21. Enforceability/Waiver:
If any part of this Agreement is determined to be invalid or unenforceable, then such invalid or unenforceable provision will be deemed superseded by a valid, enforceable provision that most closely matches the intent of the original provision and the allocation of risks, and the remainder of the Agreement will continue in effect. If any provision(s) is found to be contrary to law, then such provision(s) will be construed, as nearly as possible, to reflect the intentions of the parties with the other provisions remaining in full force and effect.

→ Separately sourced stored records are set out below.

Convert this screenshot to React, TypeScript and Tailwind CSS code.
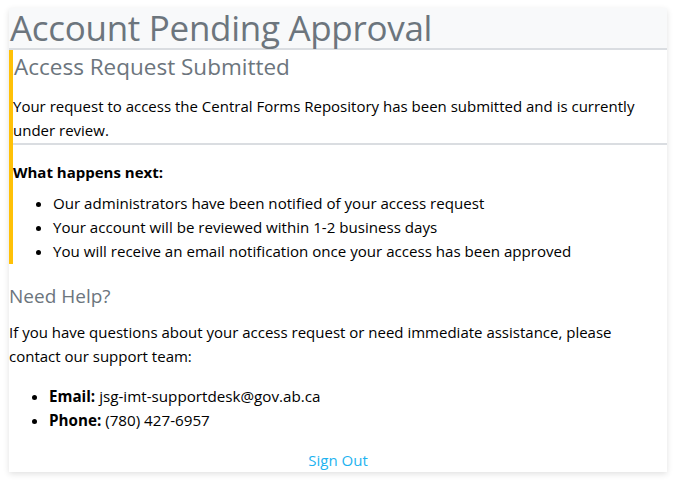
export default function App() {
  const font = { fontFamily: '"Open Sans", "Noto Sans", sans-serif' };
  return (
    <div className="w-[675px] h-[483px] bg-white pt-[8px] pl-[9px] pr-[8px]" style={font}>
      <div className="bg-white shadow-[0_2px_6px_rgba(0,0,0,0.12)]">
        <div className="bg-[#f8f9fa] border-b-2 border-[#dadde1] h-[42px] pl-[1px]">
          <h1 className="text-[35px] leading-[40px] text-[#6c757d] tracking-[-0.3px]">Account Pending Approval</h1>
        </div>
        <div className="border-l-4 border-[#ffc107] pb-[1px]">
          <h4 className="text-[22.5px] leading-[34px] text-[#6c757d] pl-[1px]">Access Request Submitted</h4>
          <p className="text-[15px] leading-[24px] text-black mt-[10px] pr-[8px]">
            Your request to access the Central Forms Repository has been submitted and is currently under review.
          </p>
          <div className="border-t-2 border-[#dadde1] mt-[1px]" />
          <p className="text-[15px] leading-[24px] font-bold text-black mt-[15px]">What happens next:</p>
          <ul className="list-disc pl-[40px] mt-[7px] text-[15.1px] leading-[24px] text-black">
            <li>Our administrators have been notified of your access request</li>
            <li>Your account will be reviewed within 1-2 business days</li>
            <li>You will receive an email notification once your access has been approved</li>
          </ul>
        </div>
        <h5 className="text-[19px] leading-[24px] text-[#6c757d] mt-[20px]">Need Help?</h5>
        <p className="text-[15px] leading-[24px] text-black mt-[12px]">
          If you have questions about your access request or need immediate assistance, please contact our support team:
        </p>
        <ul className="list-disc pl-[40px] mt-[16px] text-[15.2px] leading-[24px] text-black">
          <li><strong>Email:</strong> jsg-imt-supportdesk@gov.ab.ca</li>
          <li><strong>Phone:</strong> (780) 427-6957</li>
        </ul>
        <div className="text-center mt-[16px] pb-[0px]">
          <a className="text-[15px] leading-[24px] text-[#1eb3f0] cursor-pointer">Sign Out</a>
        </div>
      </div>
    </div>
  );
}
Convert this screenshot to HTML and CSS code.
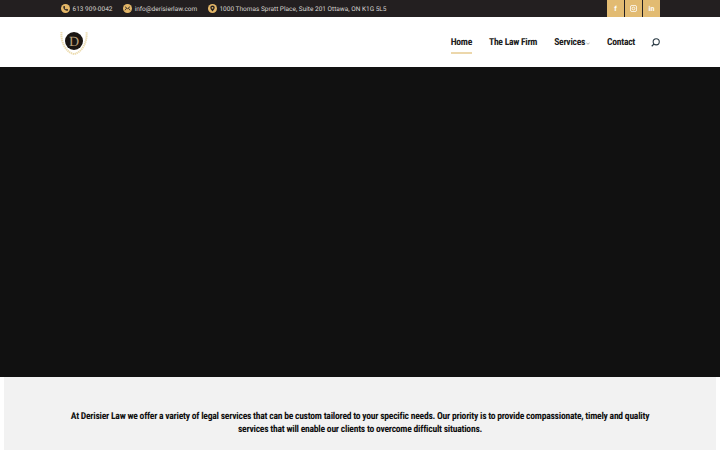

Connexius, LLC's failure to exercise or enforce any right or provision of this Agreement will not constitute a waiver of such right or provision unless agreed to by Connexius, LLC in a non-electronic writing manually signed by a duly authorized representative of Connexius, LLC. If there is any law, rule, regulation or policy that causes Connexius, LLC to be regulated or that causes the Agreement, Order Form or Services to be in conflict with such law, rule, regulation or policy, Connexius, LLC may terminate or modify the affected Services without liability.
22. Entire Agreement:
This Agreement states the entire agreement between the parties and supersedes all prior representations, agreements, proposals, correspondence, discussions, meetings, negotiations and/or any other understandings relating to its subject matter.
23. Modification:
Connexius, LLC may, at any time, amend the provisions of this Agreement. Any amendment proposed by Customer may only be accepted by Connexius, LLC in a non-electronic writing manually signed by authorized representatives of the parties. Notwithstanding anything in this Section to the contrary, if Connexius, LLC posts amended terms on its Website, such terms will automatically become effective ten (10) days after they are posted on the Website. By using the Services after such revised terms are posted, Customer agrees to be bound by any such amended provisions. Therefore, Customer agrees to periodically visit the Website to examine the then-current Agreement.